> _WHAT IS REQUIRED_
Exactly as written, retype the listing below, omitting the pictures.

> _MATERIAL FOR THE TASK_
****

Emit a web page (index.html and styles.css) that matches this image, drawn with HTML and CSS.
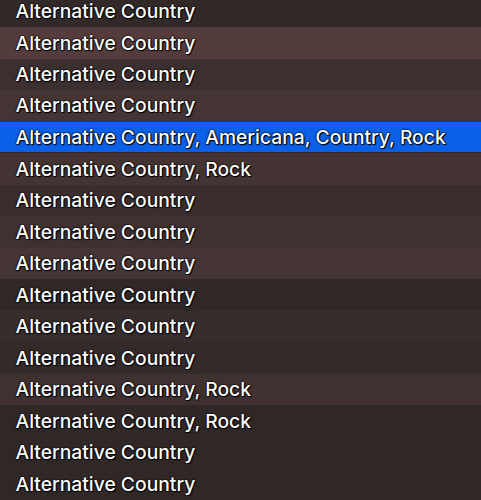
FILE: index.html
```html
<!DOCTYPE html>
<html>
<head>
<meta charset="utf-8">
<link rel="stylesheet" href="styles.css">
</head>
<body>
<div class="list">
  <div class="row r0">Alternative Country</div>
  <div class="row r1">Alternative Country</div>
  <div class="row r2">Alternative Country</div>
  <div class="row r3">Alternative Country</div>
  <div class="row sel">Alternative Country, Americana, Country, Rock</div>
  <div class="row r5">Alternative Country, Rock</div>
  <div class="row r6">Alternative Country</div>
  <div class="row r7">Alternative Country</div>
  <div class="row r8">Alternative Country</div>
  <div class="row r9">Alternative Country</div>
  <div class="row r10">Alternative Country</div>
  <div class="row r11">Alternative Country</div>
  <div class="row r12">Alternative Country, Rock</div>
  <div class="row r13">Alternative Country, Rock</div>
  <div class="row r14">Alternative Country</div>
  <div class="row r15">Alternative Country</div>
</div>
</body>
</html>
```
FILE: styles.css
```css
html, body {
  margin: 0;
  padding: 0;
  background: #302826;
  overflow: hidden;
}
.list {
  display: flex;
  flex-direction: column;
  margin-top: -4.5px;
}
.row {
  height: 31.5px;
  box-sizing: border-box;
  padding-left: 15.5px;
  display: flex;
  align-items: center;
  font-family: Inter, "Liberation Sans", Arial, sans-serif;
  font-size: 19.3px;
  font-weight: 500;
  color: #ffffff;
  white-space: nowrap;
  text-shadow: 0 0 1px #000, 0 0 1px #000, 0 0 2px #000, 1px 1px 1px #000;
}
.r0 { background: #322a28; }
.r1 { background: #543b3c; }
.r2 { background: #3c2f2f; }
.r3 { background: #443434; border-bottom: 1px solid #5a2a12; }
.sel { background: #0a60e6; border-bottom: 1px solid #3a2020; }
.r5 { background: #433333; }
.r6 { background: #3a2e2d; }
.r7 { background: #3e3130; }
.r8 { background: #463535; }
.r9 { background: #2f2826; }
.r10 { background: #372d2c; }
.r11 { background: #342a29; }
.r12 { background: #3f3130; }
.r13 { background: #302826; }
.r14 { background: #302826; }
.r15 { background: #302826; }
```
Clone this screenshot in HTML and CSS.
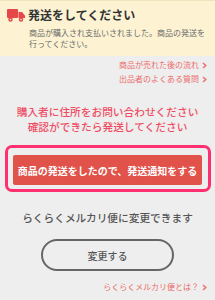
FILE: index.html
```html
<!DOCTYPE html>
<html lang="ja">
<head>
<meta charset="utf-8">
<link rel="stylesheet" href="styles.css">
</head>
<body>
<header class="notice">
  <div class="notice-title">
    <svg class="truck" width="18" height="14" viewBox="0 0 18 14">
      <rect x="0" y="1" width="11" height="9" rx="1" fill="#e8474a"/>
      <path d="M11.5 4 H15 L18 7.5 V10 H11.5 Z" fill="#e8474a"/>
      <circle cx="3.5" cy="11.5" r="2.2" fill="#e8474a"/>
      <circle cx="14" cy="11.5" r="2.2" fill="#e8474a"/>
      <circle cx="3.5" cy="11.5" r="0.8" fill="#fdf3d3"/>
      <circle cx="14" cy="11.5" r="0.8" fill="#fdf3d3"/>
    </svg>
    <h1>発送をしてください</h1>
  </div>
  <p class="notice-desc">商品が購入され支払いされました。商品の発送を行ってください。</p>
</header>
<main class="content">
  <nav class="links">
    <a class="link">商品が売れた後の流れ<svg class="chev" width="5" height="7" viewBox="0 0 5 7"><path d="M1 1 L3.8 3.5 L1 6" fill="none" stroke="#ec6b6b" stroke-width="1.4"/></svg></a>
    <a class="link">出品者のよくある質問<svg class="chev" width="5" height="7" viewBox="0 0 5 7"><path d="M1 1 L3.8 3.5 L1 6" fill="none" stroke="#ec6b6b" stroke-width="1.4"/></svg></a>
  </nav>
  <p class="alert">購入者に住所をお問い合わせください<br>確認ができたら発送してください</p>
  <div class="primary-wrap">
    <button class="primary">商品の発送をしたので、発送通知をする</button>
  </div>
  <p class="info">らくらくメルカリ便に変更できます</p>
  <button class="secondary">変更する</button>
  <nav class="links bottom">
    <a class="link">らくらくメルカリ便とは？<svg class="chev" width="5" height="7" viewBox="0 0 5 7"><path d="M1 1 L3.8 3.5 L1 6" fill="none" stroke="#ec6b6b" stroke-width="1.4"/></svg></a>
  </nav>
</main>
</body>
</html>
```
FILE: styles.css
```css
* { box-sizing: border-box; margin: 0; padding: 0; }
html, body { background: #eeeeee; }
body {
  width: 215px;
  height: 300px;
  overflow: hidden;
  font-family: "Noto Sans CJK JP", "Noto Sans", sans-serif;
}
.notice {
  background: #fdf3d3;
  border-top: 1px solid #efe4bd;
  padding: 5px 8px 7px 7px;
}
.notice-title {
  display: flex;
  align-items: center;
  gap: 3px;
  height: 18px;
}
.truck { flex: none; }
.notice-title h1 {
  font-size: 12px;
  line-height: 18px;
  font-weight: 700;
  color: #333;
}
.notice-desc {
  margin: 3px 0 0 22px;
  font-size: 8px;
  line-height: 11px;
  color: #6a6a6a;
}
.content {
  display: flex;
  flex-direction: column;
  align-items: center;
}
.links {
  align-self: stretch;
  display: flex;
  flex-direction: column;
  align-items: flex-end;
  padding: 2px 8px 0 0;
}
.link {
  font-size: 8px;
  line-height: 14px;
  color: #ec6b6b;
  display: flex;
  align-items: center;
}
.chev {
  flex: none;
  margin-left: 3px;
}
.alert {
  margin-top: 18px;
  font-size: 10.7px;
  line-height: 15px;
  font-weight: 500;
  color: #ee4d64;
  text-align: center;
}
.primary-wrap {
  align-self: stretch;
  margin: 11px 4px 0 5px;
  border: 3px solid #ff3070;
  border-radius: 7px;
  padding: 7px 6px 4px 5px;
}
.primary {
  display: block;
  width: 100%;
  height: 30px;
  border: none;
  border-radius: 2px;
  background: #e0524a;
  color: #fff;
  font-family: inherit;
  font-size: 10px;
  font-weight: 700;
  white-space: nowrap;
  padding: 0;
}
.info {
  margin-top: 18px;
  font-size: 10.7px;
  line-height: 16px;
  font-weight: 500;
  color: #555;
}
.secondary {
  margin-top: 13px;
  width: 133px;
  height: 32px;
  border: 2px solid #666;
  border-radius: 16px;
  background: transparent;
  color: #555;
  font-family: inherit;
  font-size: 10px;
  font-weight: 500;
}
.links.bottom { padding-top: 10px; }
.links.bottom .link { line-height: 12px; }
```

****

> _SOLUTION BELOW_
Emit a web page (index.html and styles.css) that matches this image, drawn with HTML and CSS.
FILE: index.html
```html
<!DOCTYPE html>
<html>
<head>
<meta charset="utf-8">
<link rel="stylesheet" href="styles.css">
</head>
<body>
<div class="list">
  <div class="row r0">Alternative Country</div>
  <div class="row r1">Alternative Country</div>
  <div class="row r2">Alternative Country</div>
  <div class="row r3">Alternative Country</div>
  <div class="row sel">Alternative Country, Americana, Country, Rock</div>
  <div class="row r5">Alternative Country, Rock</div>
  <div class="row r6">Alternative Country</div>
  <div class="row r7">Alternative Country</div>
  <div class="row r8">Alternative Country</div>
  <div class="row r9">Alternative Country</div>
  <div class="row r10">Alternative Country</div>
  <div class="row r11">Alternative Country</div>
  <div class="row r12">Alternative Country, Rock</div>
  <div class="row r13">Alternative Country, Rock</div>
  <div class="row r14">Alternative Country</div>
  <div class="row r15">Alternative Country</div>
</div>
</body>
</html>
```
FILE: styles.css
```css
html, body {
  margin: 0;
  padding: 0;
  background: #302826;
  overflow: hidden;
}
.list {
  display: flex;
  flex-direction: column;
  margin-top: -4.5px;
}
.row {
  height: 31.5px;
  box-sizing: border-box;
  padding-left: 15.5px;
  display: flex;
  align-items: center;
  font-family: Inter, "Liberation Sans", Arial, sans-serif;
  font-size: 19.3px;
  font-weight: 500;
  color: #ffffff;
  white-space: nowrap;
  text-shadow: 0 0 1px #000, 0 0 1px #000, 0 0 2px #000, 1px 1px 1px #000;
}
.r0 { background: #322a28; }
.r1 { background: #543b3c; }
.r2 { background: #3c2f2f; }
.r3 { background: #443434; border-bottom: 1px solid #5a2a12; }
.sel { background: #0a60e6; border-bottom: 1px solid #3a2020; }
.r5 { background: #433333; }
.r6 { background: #3a2e2d; }
.r7 { background: #3e3130; }
.r8 { background: #463535; }
.r9 { background: #2f2826; }
.r10 { background: #372d2c; }
.r11 { background: #342a29; }
.r12 { background: #3f3130; }
.r13 { background: #302826; }
.r14 { background: #302826; }
.r15 { background: #302826; }
```
Clone this screenshot in HTML and CSS.
FILE: index.html
```html
<!DOCTYPE html>
<html lang="ja">
<head>
<meta charset="utf-8">
<link rel="stylesheet" href="styles.css">
</head>
<body>
<header class="notice">
  <div class="notice-title">
    <svg class="truck" width="18" height="14" viewBox="0 0 18 14">
      <rect x="0" y="1" width="11" height="9" rx="1" fill="#e8474a"/>
      <path d="M11.5 4 H15 L18 7.5 V10 H11.5 Z" fill="#e8474a"/>
      <circle cx="3.5" cy="11.5" r="2.2" fill="#e8474a"/>
      <circle cx="14" cy="11.5" r="2.2" fill="#e8474a"/>
      <circle cx="3.5" cy="11.5" r="0.8" fill="#fdf3d3"/>
      <circle cx="14" cy="11.5" r="0.8" fill="#fdf3d3"/>
    </svg>
    <h1>発送をしてください</h1>
  </div>
  <p class="notice-desc">商品が購入され支払いされました。商品の発送を行ってください。</p>
</header>
<main class="content">
  <nav class="links">
    <a class="link">商品が売れた後の流れ<svg class="chev" width="5" height="7" viewBox="0 0 5 7"><path d="M1 1 L3.8 3.5 L1 6" fill="none" stroke="#ec6b6b" stroke-width="1.4"/></svg></a>
    <a class="link">出品者のよくある質問<svg class="chev" width="5" height="7" viewBox="0 0 5 7"><path d="M1 1 L3.8 3.5 L1 6" fill="none" stroke="#ec6b6b" stroke-width="1.4"/></svg></a>
  </nav>
  <p class="alert">購入者に住所をお問い合わせください<br>確認ができたら発送してください</p>
  <div class="primary-wrap">
    <button class="primary">商品の発送をしたので、発送通知をする</button>
  </div>
  <p class="info">らくらくメルカリ便に変更できます</p>
  <button class="secondary">変更する</button>
  <nav class="links bottom">
    <a class="link">らくらくメルカリ便とは？<svg class="chev" width="5" height="7" viewBox="0 0 5 7"><path d="M1 1 L3.8 3.5 L1 6" fill="none" stroke="#ec6b6b" stroke-width="1.4"/></svg></a>
  </nav>
</main>
</body>
</html>
```
FILE: styles.css
```css
* { box-sizing: border-box; margin: 0; padding: 0; }
html, body { background: #eeeeee; }
body {
  width: 215px;
  height: 300px;
  overflow: hidden;
  font-family: "Noto Sans CJK JP", "Noto Sans", sans-serif;
}
.notice {
  background: #fdf3d3;
  border-top: 1px solid #efe4bd;
  padding: 5px 8px 7px 7px;
}
.notice-title {
  display: flex;
  align-items: center;
  gap: 3px;
  height: 18px;
}
.truck { flex: none; }
.notice-title h1 {
  font-size: 12px;
  line-height: 18px;
  font-weight: 700;
  color: #333;
}
.notice-desc {
  margin: 3px 0 0 22px;
  font-size: 8px;
  line-height: 11px;
  color: #6a6a6a;
}
.content {
  display: flex;
  flex-direction: column;
  align-items: center;
}
.links {
  align-self: stretch;
  display: flex;
  flex-direction: column;
  align-items: flex-end;
  padding: 2px 8px 0 0;
}
.link {
  font-size: 8px;
  line-height: 14px;
  color: #ec6b6b;
  display: flex;
  align-items: center;
}
.chev {
  flex: none;
  margin-left: 3px;
}
.alert {
  margin-top: 18px;
  font-size: 10.7px;
  line-height: 15px;
  font-weight: 500;
  color: #ee4d64;
  text-align: center;
}
.primary-wrap {
  align-self: stretch;
  margin: 11px 4px 0 5px;
  border: 3px solid #ff3070;
  border-radius: 7px;
  padding: 7px 6px 4px 5px;
}
.primary {
  display: block;
  width: 100%;
  height: 30px;
  border: none;
  border-radius: 2px;
  background: #e0524a;
  color: #fff;
  font-family: inherit;
  font-size: 10px;
  font-weight: 700;
  white-space: nowrap;
  padding: 0;
}
.info {
  margin-top: 18px;
  font-size: 10.7px;
  line-height: 16px;
  font-weight: 500;
  color: #555;
}
.secondary {
  margin-top: 13px;
  width: 133px;
  height: 32px;
  border: 2px solid #666;
  border-radius: 16px;
  background: transparent;
  color: #555;
  font-family: inherit;
  font-size: 10px;
  font-weight: 500;
}
.links.bottom { padding-top: 10px; }
.links.bottom .link { line-height: 12px; }
```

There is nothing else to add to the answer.